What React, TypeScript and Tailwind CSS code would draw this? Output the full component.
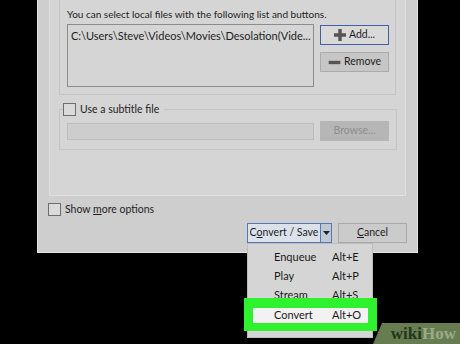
import React from 'react';

const font = { fontFamily: 'Lato, "Liberation Sans", Arial, sans-serif' };

const Check = () => <span className="block shrink-0 w-[13px] h-[13px] border border-[#6e6e6e] bg-[#dadada]" />;

const MenuItem = ({ label, keys }: { label: string; keys: string }) => (
  <div className="flex items-center h-[19px] pl-[26px] text-[11px] text-[#1a1a1a] whitespace-nowrap">
    <span className="w-[58px]">{label}</span>
    <span>{keys}</span>
  </div>
);

export default function App() {
  return (
    <div className="relative w-[460px] h-[344px] bg-black overflow-hidden" style={font}>
      {/* dialog */}
      <div className="ml-[37px] w-[381px] h-[253px] bg-[#cecece] border-l border-r border-b border-[#e6e6e6] flex flex-col">
        {/* inner panel */}
        <div className="ml-[11px] w-[357px] h-[196px] shrink-0 border-l border-r border-b border-[#e0e0e0] bg-[#d5d5d5] px-[9px] flex flex-col">
          {/* file group */}
          <div className="h-[95px] shrink-0 border-l border-r border-b border-[#c4c4c4] px-[7px] pt-[5px]">
            <p className="text-[10px] leading-[18px] text-[#1e1e1e] whitespace-nowrap">You can select local files with the following list and buttons.</p>
            <div className="flex gap-[6px] mt-[1px]">
              <div className="w-[247px] h-[63px] shrink-0 border border-[#8c8c8c] px-[3px] py-[2px] text-[11px] leading-[18px] text-[#1e1e1e] whitespace-nowrap overflow-hidden">
                C:\Users\Steve\Videos\Movies\Desolation(Vide...
              </div>
              <div className="flex flex-col gap-[7px] pt-[1px]">
                <button className="w-[69px] h-[20px] bg-[#d9d9d9] border border-[#3f5fa8] flex items-center justify-center gap-[3px] text-[10.5px] text-[#1e1e1e]">
                  <svg width="12" height="12" viewBox="0 0 14 14"><path d="M5 0h4v5h5v4H9v5H5V9H0V5h5z" fill="#555" /></svg>
                  Add...
                </button>
                <button className="w-[69px] h-[20px] bg-[#c6c6c6] border border-[#ababab] flex items-center justify-center gap-[3px] text-[10.5px] text-[#1e1e1e]">
                  <svg width="13" height="5" viewBox="0 0 14 6"><rect x="0" y="1" width="14" height="4" fill="#555" /></svg>
                  Remove
                </button>
              </div>
            </div>
          </div>
          {/* subtitle group */}
          <fieldset className="mt-[7px] h-[48px] border border-[#c4c4c4] px-[7px] pb-0">
            <legend className="flex items-center gap-[4px] px-0 ml-[-4px] pr-[5px] text-[10.5px] text-[#1e1e1e] leading-[14px]">
              <Check />
              <span>Use a subtitle file</span>
            </legend>
            <div className="flex gap-[6px] items-center mt-[5px]">
              <div className="w-[247px] h-[17px] shrink-0 bg-[#cdcdcd] border border-[#bdbdbd]" />
              <div className="w-[69px] h-[20px] bg-[#b6b6b6] flex items-center justify-center text-[10.5px] text-[#8e8e8e]">Browse...</div>
            </div>
          </fieldset>
        </div>
        {/* show more */}
        <div className="mt-[7px] ml-[10px] flex items-center h-[13px]">
          <Check />
          <span className="ml-[4px] text-[10.5px] text-[#1e1e1e]">Show <span className="underline">m</span>ore options</span>
        </div>
        {/* buttons */}
        <div className="mt-[7px] flex justify-end pr-[10px] gap-[6px]">
          <div className="w-[85px] h-[20px] border border-[#5777b3] bg-[#dbe2ec] flex">
            <span className="flex-1 flex items-center justify-center text-[10.5px] text-[#1e1e1e] whitespace-nowrap">C<span className="underline">o</span>nvert / Save</span>
            <span className="w-[11px] border-l border-[#5777b3] bg-[#bfc8d5] flex items-center justify-center">
              <svg width="7" height="4" viewBox="0 0 7 4"><path d="M0 0h7L3.5 4z" fill="#222" /></svg>
            </span>
          </div>
          <div className="w-[69px] h-[20px] border border-[#a9a9a9] bg-[#cbcbcb] flex items-center justify-center text-[10.5px] text-[#1e1e1e]">
            <span className="underline">C</span>ancel
          </div>
        </div>
      </div>

      {/* dropdown menu */}
      <div className="absolute left-[247px] top-[243px] w-[126px] h-[95px] bg-[#d5d5d5] border border-[#bdbdbd] pt-[4px]">
        <MenuItem label="Enqueue" keys="Alt+E" />
        <MenuItem label="Play" keys="Alt+P" />
        <MenuItem label="Stream" keys="Alt+S" />
        <MenuItem label="Convert" keys="Alt+O" />
      </div>

      {/* highlight */}
      <div className="absolute left-[244px] top-[298px] w-[133px] h-[33px] bg-[#2ef22e] pl-[9px] pt-[10px]">
        <div className="w-[115px] h-[15px] bg-[#f2f2f2] flex items-center pl-[21px] text-[11px] text-[#1a1a1a] whitespace-nowrap">
          <span className="w-[58px]">Convert</span>
          <span>Alt+O</span>
        </div>
      </div>

      {/* watermark */}
      <div className="absolute right-0 bottom-0 w-[87px] h-[21px] bg-[#687c52] [clip-path:polygon(9px_0,100%_0,100%_100%,0_100%)] flex items-center justify-end pr-[4px]">
        <span className="text-[17px] font-bold leading-none" style={{ fontFamily: '"Liberation Serif", serif' }}>
          <span className="text-[#24361a]">wiki</span><span className="text-[#9aac86]">How</span>
        </span>
      </div>
    </div>
  );
}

════════

**What you should do:** Pictures are excluded; extract exactly the lines from the start of the data through the line that holds "const Check = ()", both ends included.

**The reply:**
What React, TypeScript and Tailwind CSS code would draw this? Output the full component.
import React from 'react';

const font = { fontFamily: 'Lato, "Liberation Sans", Arial, sans-serif' };

const Check = () => <span className="block shrink-0 w-[13px] h-[13px] border border-[#6e6e6e] bg-[#dadada]" />;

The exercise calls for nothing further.